Tonga Junior Cedric •

Molecule Retrieval with Natural Language Queries
- Participated in a team challenge aimed at identifying molecules(represented as graphs) corresponding to given textual query. Our general approach comprises four blocks: text and molecule encoding, modality alignment, and retrieval using SciBERT, GTN, GPS and others models. By integrating various loss functions and exploring training strategies, We acheived a rank of 7 out of 52 teams
Model compression using knowledge distillation and quantization
- The project’s goal was to distill a Unet model for groove segmentation using knowledge distillation and quantization, implementing it manually without relying on PyTorch APIs.
Lymphocytosis classification :
- Participated in a team in the challenge focusing on binary patient classification (reactive or malignant), we adopted a multimodal strategy. This involved crafting attribute-based and ResNet-based image models with aggregation methods, alongside employing Multiple Instance Learning incorporating a custom aggregation inspired by focal loss. We finished 2nd out of 39 Teams.
STYLE-TRANS-FAIR : codabench challenge [A competition about bias in images]
- My classmates and I created a competition focused on bias in images. In this competition, the objective was to perform multi-task classification using a training dataset biased towards different artistic styles. Participants were tasked with developing robust systems capable of classifying images without inadvertently learning features specific to the style transfer bias. The training set was split so that each class had a dominant artistic style. Conversely, the test set was balanced to assess the extent to which participants could overcome the bias. For more information, check the Github repository.
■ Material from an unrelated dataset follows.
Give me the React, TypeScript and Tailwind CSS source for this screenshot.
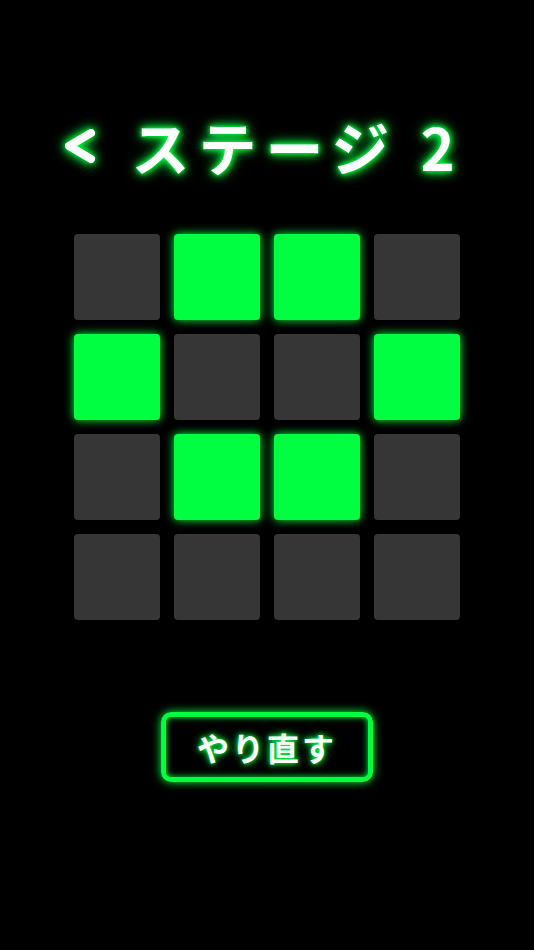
const cells = [
  0, 1, 1, 0,
  1, 0, 0, 1,
  0, 1, 1, 0,
  0, 0, 0, 0,
]

export default function App() {
  return (
    <div
      className="w-[534px] h-[950px] bg-black flex flex-col items-center"
      style={{ fontFamily: '"Noto Sans CJK JP", "Noto Sans", sans-serif' }}
    >
      {/* header */}
      <div className="mt-[114px] h-[64px] flex items-center gap-[34px] text-white">
        <svg
          width="36"
          height="44"
          viewBox="0 0 36 44"
          className="[filter:drop-shadow(0_0_3px_#00ff40)_drop-shadow(0_0_6px_#00ff40)]"
        >
          <polyline
            points="30,9 8,22 30,35"
            fill="none"
            stroke="#ffffff"
            strokeWidth="8"
            strokeLinecap="round"
            strokeLinejoin="round"
          />
        </svg>
        <h1 className="mr-[9px] text-[58px] leading-none font-bold tracking-[9px] [text-shadow:0_0_4px_#00ff40,0_0_8px_#00ff40,0_0_14px_#00ff40]">
          ステージ 2
        </h1>
      </div>

      {/* board */}
      <div className="mt-[56px] grid grid-cols-4 gap-[14px]">
        {cells.map((on, i) => (
          <div
            key={i}
            className={
              on
                ? "w-[86px] h-[86px] rounded-[4px] bg-[#00ff40] shadow-[0_0_10px_#00ff40]"
                : "w-[86px] h-[86px] rounded-[4px] bg-[#363636]"
            }
          />
        ))}
      </div>

      {/* retry */}
      <button className="mt-[92px] w-[212px] h-[70px] rounded-[10px] border-[5px] border-[#00ff40] shadow-[0_0_10px_#00ff40,inset_0_0_6px_#00ff40] flex items-center justify-center text-white text-[32px] font-bold tracking-[3px] [text-shadow:0_0_4px_#00ff40,0_0_8px_#00ff40]">
        やり直す
      </button>
    </div>
  )
}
- Here the Link to the competition and link to github repository
Spark project (see github repository)
- Demonstrated expertise in real-time data processing and analysis using Spark Streaming and a streaming API, with a focus on Reddit data. Developed a Python server for Reddit API integration, conducted sentiment analysis with TextBlob, and employed Spark Streaming for data analysis with machine learning algorithms and window operations. Proficiently visualized real-time insights. Experience includes comprehensive project management from data retrieval to analysis and result visualization.
Punctuation restoration project (see repo for more details, there will be presentation powerpoint there)
- The aim was to train models capable of restoring punctuation to unpunctuated text.
- the use of 2 articles(Automatic punctuation restoration with BERTmodels and Punctuation Restoration using Transformer Models for High-and Low-Resource Languages)to implement the SOTA in this area.
- use of Cbow and Bert as embedding layer and as classifier a bidirectional lstm, then a transformer and directional lstm.